Глазунов уверенно идет этой дорогой. Он пишет превосходные по мастерству симфонии, скрипичный концерт, балеты, фортепианные сонаты. Избегая гармонической остроты и оркестровой красочности (столь свойственной музыке Римского-Корсакова), Глазунов возвращается к прочной основательности конструкций и густому многоголосию музыкантов XVII–XVIII веков, к строгой уравновешенности тембров, уподобляющей, по словам самого Глазунова, оркестр идеальному фортепиано под руками идеального пианиста.
Творчество Глазунова по временам совершенно завораживает его старшего друга. «Нет, знаете, надо учиться инструментовать у Александра Константиновича: у него всегда все звучит», — говорит он в январе 1907 года своему молодому ученику Б. В. Асафьеву. И добавляет: «Собираюсь переинструментовать свою «Снегурочку».

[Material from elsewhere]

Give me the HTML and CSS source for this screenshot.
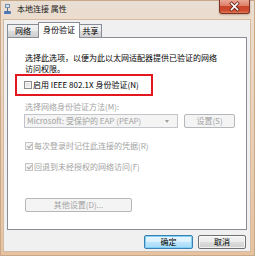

Умонастроение Римского-Корсакова нашло концентрированное и сильное выражение в письме Глазунову от 27 июля 1901 года:
«…Уехал от Вас с впечатлением от Вашей сонаты[20] такого роду, что несколько дней не мог и не хотел приняться за что-либо свое. Это превосходное произведение и по содержанию и по виртуозной законченности формы и техники. Кроме того, это чистая музыка, а таковая выше прикладной. Вы не поверите, какая меня зависть и печаль берет, что я не способен ни к чему подобному, а если и был когда-нибудь способен, то заглушил это в себе, а теперь уж поздно. За что я ни берусь в области чистой музыки, все у меня выходит и несовершенно и несовременно, и это меня удручает. Если б я засел и написал предвари-тельно несколько фуг, а потом квартета три струнных, то, может быть, четвертый квартет у меня вышел бы поинтереснее и современнее; то же и с симфониями и т. п. А на такой подвиг в мои годы я уже не способен. Я один раз в жизни себя переделал, а вторично уж не удастся… А «Серенада трубадура» — тоже милая, виртуозная (в смысле сочинения) и чрезвычайно современная вещь. Желаю Вам на долгие годы продления того подъема Вашего таланта, на котором Вы теперь находитесь со времени «Раймонды».